Your task
Return the entries below verbatim. Pictures stay out.
********************
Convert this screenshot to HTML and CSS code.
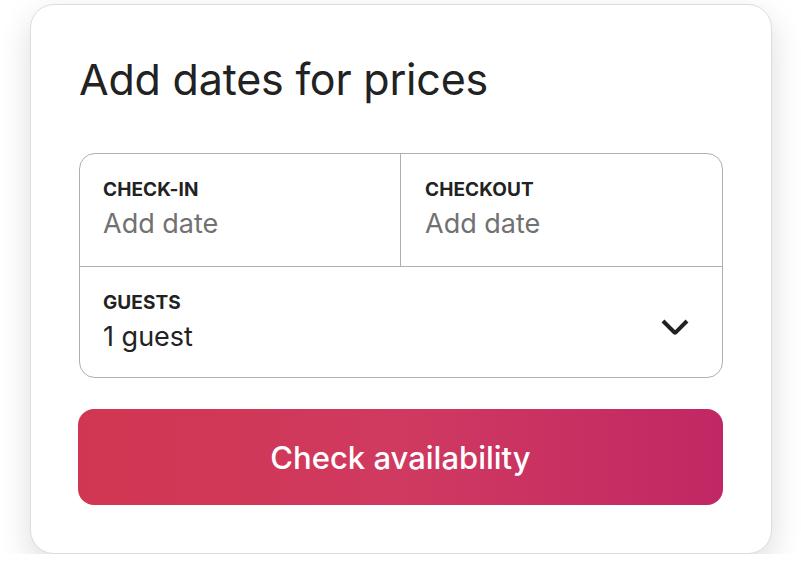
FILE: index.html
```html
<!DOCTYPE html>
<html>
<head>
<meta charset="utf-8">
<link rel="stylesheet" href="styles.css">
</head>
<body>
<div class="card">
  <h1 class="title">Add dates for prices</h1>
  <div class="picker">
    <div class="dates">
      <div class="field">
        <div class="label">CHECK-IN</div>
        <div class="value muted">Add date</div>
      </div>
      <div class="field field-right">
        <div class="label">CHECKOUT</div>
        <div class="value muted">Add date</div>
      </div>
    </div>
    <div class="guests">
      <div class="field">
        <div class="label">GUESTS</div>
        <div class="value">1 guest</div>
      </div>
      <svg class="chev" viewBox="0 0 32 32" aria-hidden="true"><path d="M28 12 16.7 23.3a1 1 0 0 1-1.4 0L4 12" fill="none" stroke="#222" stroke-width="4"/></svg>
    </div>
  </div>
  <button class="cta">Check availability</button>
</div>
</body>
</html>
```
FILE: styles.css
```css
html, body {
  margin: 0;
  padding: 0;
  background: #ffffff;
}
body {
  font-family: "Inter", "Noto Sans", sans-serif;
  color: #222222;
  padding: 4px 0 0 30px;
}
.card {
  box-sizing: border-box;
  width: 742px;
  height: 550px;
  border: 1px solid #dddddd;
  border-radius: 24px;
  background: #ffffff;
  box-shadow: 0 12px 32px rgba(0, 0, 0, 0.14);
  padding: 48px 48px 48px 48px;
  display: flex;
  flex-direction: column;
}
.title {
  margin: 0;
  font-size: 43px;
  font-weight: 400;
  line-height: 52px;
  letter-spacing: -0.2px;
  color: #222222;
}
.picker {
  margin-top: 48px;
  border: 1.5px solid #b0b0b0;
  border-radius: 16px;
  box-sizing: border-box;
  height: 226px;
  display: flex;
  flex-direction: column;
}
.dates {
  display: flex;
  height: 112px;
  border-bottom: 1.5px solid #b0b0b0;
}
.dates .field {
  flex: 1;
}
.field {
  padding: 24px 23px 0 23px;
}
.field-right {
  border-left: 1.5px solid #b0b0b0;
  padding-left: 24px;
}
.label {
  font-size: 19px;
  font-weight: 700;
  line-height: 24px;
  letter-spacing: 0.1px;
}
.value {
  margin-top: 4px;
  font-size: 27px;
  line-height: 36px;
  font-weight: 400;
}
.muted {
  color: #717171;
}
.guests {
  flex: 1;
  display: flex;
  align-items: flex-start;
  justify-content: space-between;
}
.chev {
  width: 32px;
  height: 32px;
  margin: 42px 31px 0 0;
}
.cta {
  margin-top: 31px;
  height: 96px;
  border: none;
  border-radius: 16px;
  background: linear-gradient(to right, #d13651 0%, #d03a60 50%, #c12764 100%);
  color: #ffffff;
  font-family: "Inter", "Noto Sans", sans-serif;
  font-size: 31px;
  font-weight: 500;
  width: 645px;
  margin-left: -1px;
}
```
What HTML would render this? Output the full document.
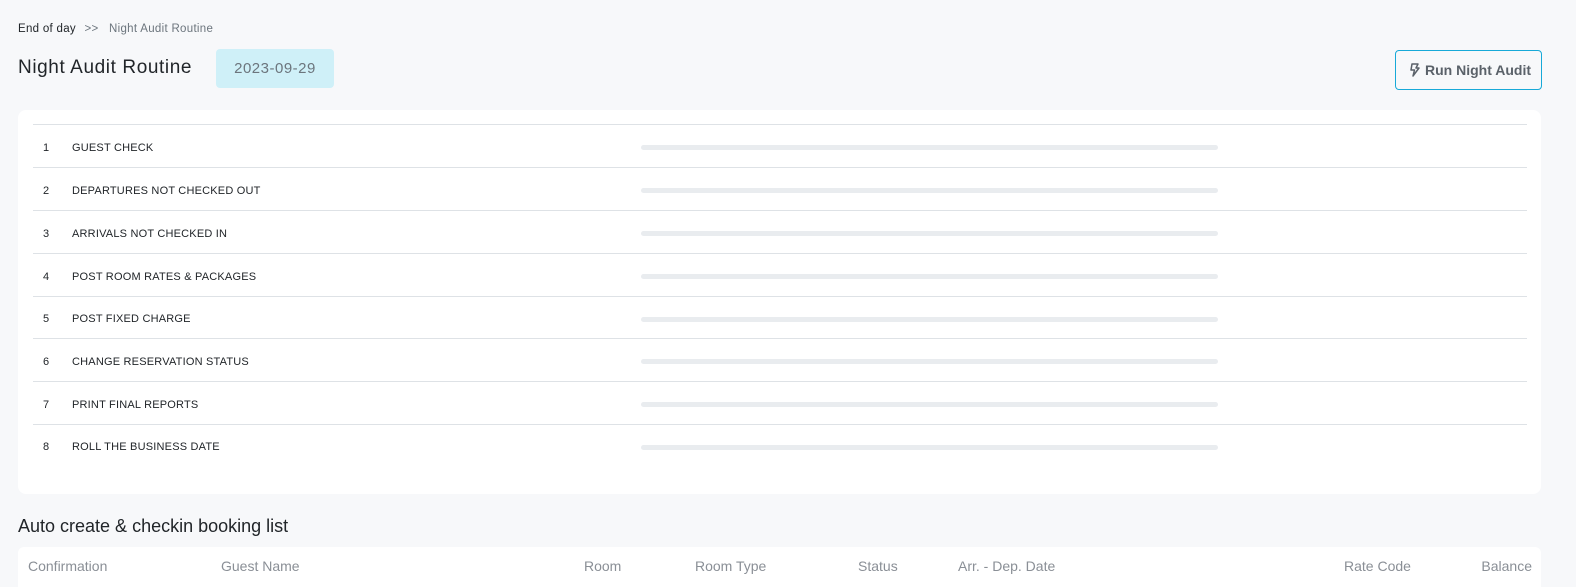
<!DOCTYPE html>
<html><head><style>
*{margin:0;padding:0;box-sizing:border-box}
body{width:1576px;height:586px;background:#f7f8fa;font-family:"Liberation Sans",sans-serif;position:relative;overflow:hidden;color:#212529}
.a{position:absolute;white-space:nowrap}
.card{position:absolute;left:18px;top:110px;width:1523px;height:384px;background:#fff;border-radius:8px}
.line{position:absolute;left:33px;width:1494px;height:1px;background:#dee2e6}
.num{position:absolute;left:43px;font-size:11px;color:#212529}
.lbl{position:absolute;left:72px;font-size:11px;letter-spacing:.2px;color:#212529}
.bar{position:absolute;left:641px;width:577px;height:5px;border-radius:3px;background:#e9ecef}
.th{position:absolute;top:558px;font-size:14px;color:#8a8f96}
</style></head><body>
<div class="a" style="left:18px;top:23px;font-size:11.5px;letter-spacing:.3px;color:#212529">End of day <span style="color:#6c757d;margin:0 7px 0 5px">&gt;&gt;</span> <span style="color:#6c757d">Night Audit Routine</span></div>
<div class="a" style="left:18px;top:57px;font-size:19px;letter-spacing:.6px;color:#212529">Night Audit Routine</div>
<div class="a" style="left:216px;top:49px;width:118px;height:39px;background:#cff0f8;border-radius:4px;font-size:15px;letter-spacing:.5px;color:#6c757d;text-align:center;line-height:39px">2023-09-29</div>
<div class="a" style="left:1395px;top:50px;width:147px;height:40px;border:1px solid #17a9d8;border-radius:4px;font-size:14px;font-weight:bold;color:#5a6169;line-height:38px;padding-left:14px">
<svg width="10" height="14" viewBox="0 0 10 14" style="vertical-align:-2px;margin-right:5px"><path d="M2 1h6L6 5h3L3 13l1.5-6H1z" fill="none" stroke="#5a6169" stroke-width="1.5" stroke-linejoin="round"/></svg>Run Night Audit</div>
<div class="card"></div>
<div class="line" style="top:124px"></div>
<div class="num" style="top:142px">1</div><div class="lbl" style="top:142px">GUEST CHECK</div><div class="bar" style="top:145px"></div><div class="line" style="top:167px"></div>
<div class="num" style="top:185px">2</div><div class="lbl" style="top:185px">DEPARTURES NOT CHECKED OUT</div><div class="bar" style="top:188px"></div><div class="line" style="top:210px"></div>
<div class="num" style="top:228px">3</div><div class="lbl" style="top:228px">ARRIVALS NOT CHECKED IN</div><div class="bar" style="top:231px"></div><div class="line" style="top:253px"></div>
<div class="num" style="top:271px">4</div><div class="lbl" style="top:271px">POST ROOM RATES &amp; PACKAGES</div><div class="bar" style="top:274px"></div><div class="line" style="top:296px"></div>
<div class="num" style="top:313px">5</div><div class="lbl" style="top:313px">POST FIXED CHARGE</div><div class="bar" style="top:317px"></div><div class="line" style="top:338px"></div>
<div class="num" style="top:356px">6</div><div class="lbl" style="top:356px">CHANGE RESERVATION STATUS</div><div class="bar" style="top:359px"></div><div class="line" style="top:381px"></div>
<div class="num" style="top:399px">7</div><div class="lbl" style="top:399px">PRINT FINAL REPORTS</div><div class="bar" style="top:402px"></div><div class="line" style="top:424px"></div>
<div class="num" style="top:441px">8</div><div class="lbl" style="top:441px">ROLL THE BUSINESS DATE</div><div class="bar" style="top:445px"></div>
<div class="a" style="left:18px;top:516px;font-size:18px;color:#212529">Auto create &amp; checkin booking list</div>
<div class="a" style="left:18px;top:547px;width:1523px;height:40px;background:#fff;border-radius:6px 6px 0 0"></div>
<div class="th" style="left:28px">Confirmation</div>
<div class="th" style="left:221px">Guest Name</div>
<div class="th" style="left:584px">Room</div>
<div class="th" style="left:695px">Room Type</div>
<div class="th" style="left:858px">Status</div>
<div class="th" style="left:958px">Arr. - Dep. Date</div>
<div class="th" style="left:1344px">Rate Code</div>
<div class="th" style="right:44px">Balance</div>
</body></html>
********************
Result below
Convert this screenshot to HTML and CSS code.
FILE: index.html
```html
<!DOCTYPE html>
<html>
<head>
<meta charset="utf-8">
<link rel="stylesheet" href="styles.css">
</head>
<body>
<div class="card">
  <h1 class="title">Add dates for prices</h1>
  <div class="picker">
    <div class="dates">
      <div class="field">
        <div class="label">CHECK-IN</div>
        <div class="value muted">Add date</div>
      </div>
      <div class="field field-right">
        <div class="label">CHECKOUT</div>
        <div class="value muted">Add date</div>
      </div>
    </div>
    <div class="guests">
      <div class="field">
        <div class="label">GUESTS</div>
        <div class="value">1 guest</div>
      </div>
      <svg class="chev" viewBox="0 0 32 32" aria-hidden="true"><path d="M28 12 16.7 23.3a1 1 0 0 1-1.4 0L4 12" fill="none" stroke="#222" stroke-width="4"/></svg>
    </div>
  </div>
  <button class="cta">Check availability</button>
</div>
</body>
</html>
```
FILE: styles.css
```css
html, body {
  margin: 0;
  padding: 0;
  background: #ffffff;
}
body {
  font-family: "Inter", "Noto Sans", sans-serif;
  color: #222222;
  padding: 4px 0 0 30px;
}
.card {
  box-sizing: border-box;
  width: 742px;
  height: 550px;
  border: 1px solid #dddddd;
  border-radius: 24px;
  background: #ffffff;
  box-shadow: 0 12px 32px rgba(0, 0, 0, 0.14);
  padding: 48px 48px 48px 48px;
  display: flex;
  flex-direction: column;
}
.title {
  margin: 0;
  font-size: 43px;
  font-weight: 400;
  line-height: 52px;
  letter-spacing: -0.2px;
  color: #222222;
}
.picker {
  margin-top: 48px;
  border: 1.5px solid #b0b0b0;
  border-radius: 16px;
  box-sizing: border-box;
  height: 226px;
  display: flex;
  flex-direction: column;
}
.dates {
  display: flex;
  height: 112px;
  border-bottom: 1.5px solid #b0b0b0;
}
.dates .field {
  flex: 1;
}
.field {
  padding: 24px 23px 0 23px;
}
.field-right {
  border-left: 1.5px solid #b0b0b0;
  padding-left: 24px;
}
.label {
  font-size: 19px;
  font-weight: 700;
  line-height: 24px;
  letter-spacing: 0.1px;
}
.value {
  margin-top: 4px;
  font-size: 27px;
  line-height: 36px;
  font-weight: 400;
}
.muted {
  color: #717171;
}
.guests {
  flex: 1;
  display: flex;
  align-items: flex-start;
  justify-content: space-between;
}
.chev {
  width: 32px;
  height: 32px;
  margin: 42px 31px 0 0;
}
.cta {
  margin-top: 31px;
  height: 96px;
  border: none;
  border-radius: 16px;
  background: linear-gradient(to right, #d13651 0%, #d03a60 50%, #c12764 100%);
  color: #ffffff;
  font-family: "Inter", "Noto Sans", sans-serif;
  font-size: 31px;
  font-weight: 500;
  width: 645px;
  margin-left: -1px;
}
```
What HTML would render this? Output the full document.
<!DOCTYPE html>
<html><head><style>
*{margin:0;padding:0;box-sizing:border-box}
body{width:1576px;height:586px;background:#f7f8fa;font-family:"Liberation Sans",sans-serif;position:relative;overflow:hidden;color:#212529}
.a{position:absolute;white-space:nowrap}
.card{position:absolute;left:18px;top:110px;width:1523px;height:384px;background:#fff;border-radius:8px}
.line{position:absolute;left:33px;width:1494px;height:1px;background:#dee2e6}
.num{position:absolute;left:43px;font-size:11px;color:#212529}
.lbl{position:absolute;left:72px;font-size:11px;letter-spacing:.2px;color:#212529}
.bar{position:absolute;left:641px;width:577px;height:5px;border-radius:3px;background:#e9ecef}
.th{position:absolute;top:558px;font-size:14px;color:#8a8f96}
</style></head><body>
<div class="a" style="left:18px;top:23px;font-size:11.5px;letter-spacing:.3px;color:#212529">End of day <span style="color:#6c757d;margin:0 7px 0 5px">&gt;&gt;</span> <span style="color:#6c757d">Night Audit Routine</span></div>
<div class="a" style="left:18px;top:57px;font-size:19px;letter-spacing:.6px;color:#212529">Night Audit Routine</div>
<div class="a" style="left:216px;top:49px;width:118px;height:39px;background:#cff0f8;border-radius:4px;font-size:15px;letter-spacing:.5px;color:#6c757d;text-align:center;line-height:39px">2023-09-29</div>
<div class="a" style="left:1395px;top:50px;width:147px;height:40px;border:1px solid #17a9d8;border-radius:4px;font-size:14px;font-weight:bold;color:#5a6169;line-height:38px;padding-left:14px">
<svg width="10" height="14" viewBox="0 0 10 14" style="vertical-align:-2px;margin-right:5px"><path d="M2 1h6L6 5h3L3 13l1.5-6H1z" fill="none" stroke="#5a6169" stroke-width="1.5" stroke-linejoin="round"/></svg>Run Night Audit</div>
<div class="card"></div>
<div class="line" style="top:124px"></div>
<div class="num" style="top:142px">1</div><div class="lbl" style="top:142px">GUEST CHECK</div><div class="bar" style="top:145px"></div><div class="line" style="top:167px"></div>
<div class="num" style="top:185px">2</div><div class="lbl" style="top:185px">DEPARTURES NOT CHECKED OUT</div><div class="bar" style="top:188px"></div><div class="line" style="top:210px"></div>
<div class="num" style="top:228px">3</div><div class="lbl" style="top:228px">ARRIVALS NOT CHECKED IN</div><div class="bar" style="top:231px"></div><div class="line" style="top:253px"></div>
<div class="num" style="top:271px">4</div><div class="lbl" style="top:271px">POST ROOM RATES &amp; PACKAGES</div><div class="bar" style="top:274px"></div><div class="line" style="top:296px"></div>
<div class="num" style="top:313px">5</div><div class="lbl" style="top:313px">POST FIXED CHARGE</div><div class="bar" style="top:317px"></div><div class="line" style="top:338px"></div>
<div class="num" style="top:356px">6</div><div class="lbl" style="top:356px">CHANGE RESERVATION STATUS</div><div class="bar" style="top:359px"></div><div class="line" style="top:381px"></div>
<div class="num" style="top:399px">7</div><div class="lbl" style="top:399px">PRINT FINAL REPORTS</div><div class="bar" style="top:402px"></div><div class="line" style="top:424px"></div>
<div class="num" style="top:441px">8</div><div class="lbl" style="top:441px">ROLL THE BUSINESS DATE</div><div class="bar" style="top:445px"></div>
<div class="a" style="left:18px;top:516px;font-size:18px;color:#212529">Auto create &amp; checkin booking list</div>
<div class="a" style="left:18px;top:547px;width:1523px;height:40px;background:#fff;border-radius:6px 6px 0 0"></div>
<div class="th" style="left:28px">Confirmation</div>
<div class="th" style="left:221px">Guest Name</div>
<div class="th" style="left:584px">Room</div>
<div class="th" style="left:695px">Room Type</div>
<div class="th" style="left:858px">Status</div>
<div class="th" style="left:958px">Arr. - Dep. Date</div>
<div class="th" style="left:1344px">Rate Code</div>
<div class="th" style="right:44px">Balance</div>
</body></html>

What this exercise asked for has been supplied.